With reference to FIGS. 6, 8, 9, and 16 it will be understood that the 
matching angular beveled surface at the end of clamping pin 57 will (1) 
create a backward longitudinal force moving vertical transverse surface 8b 
of pallet registration pad 85a against vertical transverse locating 
surface 85c of clamping pin 57; (2) create a transverse force wedging the 
pallet laterally against ramp surface 61 into clamped engagement of pallet 
pads 81 with bottom surface 82 of clamp rail 62; and (3) force pallet pads 
83 directly upwardly into engagement with bottom surface 84 of clamp rail 
63, thus fully and precisely orienting and rigidly clamping the pallet 
with the single vertical movement of clamping pin 57. 
With reference to FIGS. 18 to 21 fixture assembly F for holding an end 86 
of sucker rod SR is rigidly mounted on pallet P which moves into the 
loading and clamping station shown in FIGS. 18, 19 and 20 where it is 
accurately positioned by station clamping means previously described. 
During movement into the station clamp setting head 87 is retracted by 
piston 88 under control of binocular guide rods shown in phantom at 89, 
and end gauge 90 carried by clamping head 87 is likewise retracted. With 
fixture F clamped into position, power cylinder 91 moves piston rod 88, 
head 87 and gauge 90 into full line position shown in FIG. 19 whereupon 
sucker rod SR is manually or otherwise loaded on V-blocks 92 and 93, 
clamping arms 94 of the fixture being held open by springs 95, and end 
shoulder 39 of sucker rod 86 is moved into registration with gauge 90 
whereupon slotted clamp setting tools 96, best shown in FIG. 20, engage 
projections 97 and through opposite screw drives in gear boxes 98 actuated 
by hydraulic motor 99 move clamp jaws 100 into clamping engagement with 
square necked portion 101 of sucker rod SR. Clamp retaining wedges 102 are 
next actuated into holding position by power cylinders 103 and piston rods 
104 whereupon clamping head 87 is again retracted and fixturized pallet 
released for travel to the first machining station. 

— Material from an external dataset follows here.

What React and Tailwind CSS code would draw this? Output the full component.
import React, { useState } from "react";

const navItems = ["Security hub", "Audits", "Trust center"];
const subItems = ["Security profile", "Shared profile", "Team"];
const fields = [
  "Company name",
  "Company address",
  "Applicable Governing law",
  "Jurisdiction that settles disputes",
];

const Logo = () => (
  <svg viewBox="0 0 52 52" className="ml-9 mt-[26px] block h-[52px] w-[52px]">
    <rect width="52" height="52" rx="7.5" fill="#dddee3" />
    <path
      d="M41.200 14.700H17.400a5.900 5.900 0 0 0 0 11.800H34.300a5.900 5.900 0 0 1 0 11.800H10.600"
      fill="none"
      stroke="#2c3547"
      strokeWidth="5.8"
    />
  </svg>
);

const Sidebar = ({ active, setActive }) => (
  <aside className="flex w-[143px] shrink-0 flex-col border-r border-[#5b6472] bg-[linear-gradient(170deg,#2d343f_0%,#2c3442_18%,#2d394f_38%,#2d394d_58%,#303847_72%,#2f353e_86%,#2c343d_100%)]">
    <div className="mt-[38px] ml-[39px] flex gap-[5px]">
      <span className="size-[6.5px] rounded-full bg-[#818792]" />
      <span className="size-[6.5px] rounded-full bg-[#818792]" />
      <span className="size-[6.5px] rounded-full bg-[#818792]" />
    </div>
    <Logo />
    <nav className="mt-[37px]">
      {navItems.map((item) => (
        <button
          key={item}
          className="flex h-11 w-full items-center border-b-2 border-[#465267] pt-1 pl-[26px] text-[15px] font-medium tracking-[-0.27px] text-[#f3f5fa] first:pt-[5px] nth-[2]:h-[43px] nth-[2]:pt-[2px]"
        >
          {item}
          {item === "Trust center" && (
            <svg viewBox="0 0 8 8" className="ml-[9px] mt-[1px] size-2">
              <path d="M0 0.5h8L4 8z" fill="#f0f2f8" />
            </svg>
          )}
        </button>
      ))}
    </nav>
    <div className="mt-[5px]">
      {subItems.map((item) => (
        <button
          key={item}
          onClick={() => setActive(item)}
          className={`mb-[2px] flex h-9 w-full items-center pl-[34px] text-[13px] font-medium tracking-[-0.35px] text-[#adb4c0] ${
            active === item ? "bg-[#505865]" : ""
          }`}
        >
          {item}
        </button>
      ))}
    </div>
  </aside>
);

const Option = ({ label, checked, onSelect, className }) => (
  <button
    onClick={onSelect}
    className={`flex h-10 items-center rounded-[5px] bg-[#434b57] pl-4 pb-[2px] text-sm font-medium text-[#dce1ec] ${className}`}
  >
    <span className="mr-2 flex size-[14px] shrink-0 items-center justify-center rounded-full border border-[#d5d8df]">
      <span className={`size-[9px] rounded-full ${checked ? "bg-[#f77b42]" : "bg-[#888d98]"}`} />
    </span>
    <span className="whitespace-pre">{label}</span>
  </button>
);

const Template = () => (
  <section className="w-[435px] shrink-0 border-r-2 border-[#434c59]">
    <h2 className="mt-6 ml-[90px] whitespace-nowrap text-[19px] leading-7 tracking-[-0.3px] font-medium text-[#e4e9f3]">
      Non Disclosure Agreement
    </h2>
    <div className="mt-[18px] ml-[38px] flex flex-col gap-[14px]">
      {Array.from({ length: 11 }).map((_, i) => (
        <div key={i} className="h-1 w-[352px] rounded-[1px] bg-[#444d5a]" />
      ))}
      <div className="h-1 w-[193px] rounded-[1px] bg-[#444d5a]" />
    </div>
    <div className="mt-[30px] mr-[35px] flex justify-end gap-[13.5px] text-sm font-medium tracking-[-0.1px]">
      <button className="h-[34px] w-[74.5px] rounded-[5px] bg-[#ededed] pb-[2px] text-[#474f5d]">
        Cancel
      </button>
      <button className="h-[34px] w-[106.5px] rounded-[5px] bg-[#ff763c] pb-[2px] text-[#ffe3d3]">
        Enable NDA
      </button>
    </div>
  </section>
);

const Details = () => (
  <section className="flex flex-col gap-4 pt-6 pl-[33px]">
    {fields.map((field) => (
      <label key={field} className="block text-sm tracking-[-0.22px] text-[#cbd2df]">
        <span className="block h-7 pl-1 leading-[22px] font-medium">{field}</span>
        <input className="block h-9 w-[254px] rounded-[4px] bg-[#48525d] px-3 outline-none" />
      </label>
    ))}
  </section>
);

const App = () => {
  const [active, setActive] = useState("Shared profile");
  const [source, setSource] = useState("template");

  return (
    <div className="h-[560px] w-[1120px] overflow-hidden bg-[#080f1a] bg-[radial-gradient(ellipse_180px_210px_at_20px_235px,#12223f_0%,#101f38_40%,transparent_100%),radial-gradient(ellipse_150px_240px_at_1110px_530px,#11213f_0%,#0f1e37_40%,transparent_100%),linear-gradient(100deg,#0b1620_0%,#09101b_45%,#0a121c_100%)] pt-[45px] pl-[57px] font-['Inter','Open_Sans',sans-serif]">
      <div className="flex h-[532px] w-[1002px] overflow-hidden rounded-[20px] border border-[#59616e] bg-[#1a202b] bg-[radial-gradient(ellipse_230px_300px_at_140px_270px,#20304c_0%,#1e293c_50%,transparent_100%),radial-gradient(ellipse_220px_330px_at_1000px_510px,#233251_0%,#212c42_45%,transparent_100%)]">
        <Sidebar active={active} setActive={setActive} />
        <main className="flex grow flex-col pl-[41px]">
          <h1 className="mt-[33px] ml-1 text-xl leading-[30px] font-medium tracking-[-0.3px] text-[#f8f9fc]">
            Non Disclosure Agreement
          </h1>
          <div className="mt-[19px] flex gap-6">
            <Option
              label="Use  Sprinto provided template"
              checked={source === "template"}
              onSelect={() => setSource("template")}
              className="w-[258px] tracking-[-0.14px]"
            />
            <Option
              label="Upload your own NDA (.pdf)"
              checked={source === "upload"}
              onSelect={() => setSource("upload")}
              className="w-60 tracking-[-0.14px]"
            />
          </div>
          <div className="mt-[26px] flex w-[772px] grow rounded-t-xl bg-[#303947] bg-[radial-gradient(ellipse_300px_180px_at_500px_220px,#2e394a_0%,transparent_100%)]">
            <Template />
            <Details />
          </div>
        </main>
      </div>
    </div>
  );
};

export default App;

With reference to FIGS. 22 and 23 rough and finish turning stations 105 and 
106 are mounted on common base 107 where a pair of successive fixturized 
pallets can be located for successive rough and finish machining 
operations in accordance with the disclosure of FIGS. 6 to 17. 

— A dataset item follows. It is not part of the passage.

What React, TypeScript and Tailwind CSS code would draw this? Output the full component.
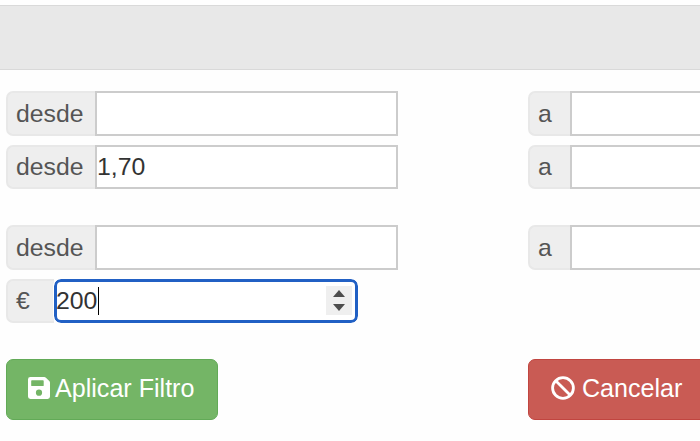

With reference to FIGS. 24 and 25 similar rotating turning heads 108 and 
109 driven by motor and belt drives 110 and 111 are mounted on slides 112 
and 113 actuated after arrival and clamping of a rod fixturized pallet to 
an operating position as shown. At the rough turning station separate 
tools fed within rotating head 108 turn the annular flange 38 (FIG. 3), 
the adjacent chamfer, end shoulder 39, and the cylindridal end extending 
from shoulder 39. At the finish turning station, separate finish tools fed 
within rotating head 109 finish shoulder 39, finish turn the projecting 
end for the roll threading diameter, and under the axial control of an 
auxiliary feed rod 115 actuated by hydraulic motor 117 turn the reduced 
cylindrical necked portion 42. 
With reference to FIGS. 26, 27 and 28 each fixturized pallet with clamped 
rod end next moves to the thread rolling station and rigidly located 
without intermediate rod release. Prior to completion of the thread 
rolling operation, gauge 19 verifies the accuracy of the preceding 
operations whereupon the thread rolling head 114 of station assembly 118 
advances to roll the thread and retracts to clearance position. and clamp 
release levers 120 are actuated by power cylinders 121 to drive release 
extensions 122 of the clamp wedges into release position 123. Upon 
retraction of the clamp wedges positive release of clamp jaws 94 is 
effected by vertical slide 124 having tapered sides 125 for engaging 
matching tapers on clamp jaws 100 having tapered sides 125 for engaging 
matching tapers on the clamp jaws 100, slide 124 being actuated by 
cylinder 126. The unclamped fixturized pallet with rod supported in 
V-blocks is finally released to an unload station for manual or other 
removal to the second end machining system 35. 
In the duplicate system 35 the same accommodation of different length 
sucker rods may be provided so that the only variation in the processing 
of different length rods will be variations in the distance of axial 
shifting in transferring between the first and second end segments of the 
total system. 
With reference to FIGS. 4 and 5 illustrating the higher capacity 
embodiment, load and clamp station 127 is the same as in the first 
embodiment. A pair of roughing stations 128 will be programmed to bypass a 
fixturized pallet to the second roughing station when both are empty so 
that the next fixturized pallet may enter the first roughing station while 
the second is operating; likewise a pair of finish turning stations 129 
will provide double capacity with the relatively faster single thread 
rolling station 130 adapted to handle the output of the dual roughing and 
finishing stations. 
FIG. 5 will be seen to illustrate the angular relationship of sucker rod SR 
to accommodate overpassing the return flight of the horizontal conveyor 
with respect to both the main fixturized pallet and the supplemental 
V-block conveyor. It will also be seen that by locating the support 
V-block inboard of the shortest sucker rod to be handled by the system a 
variety of lengths can be accommodated.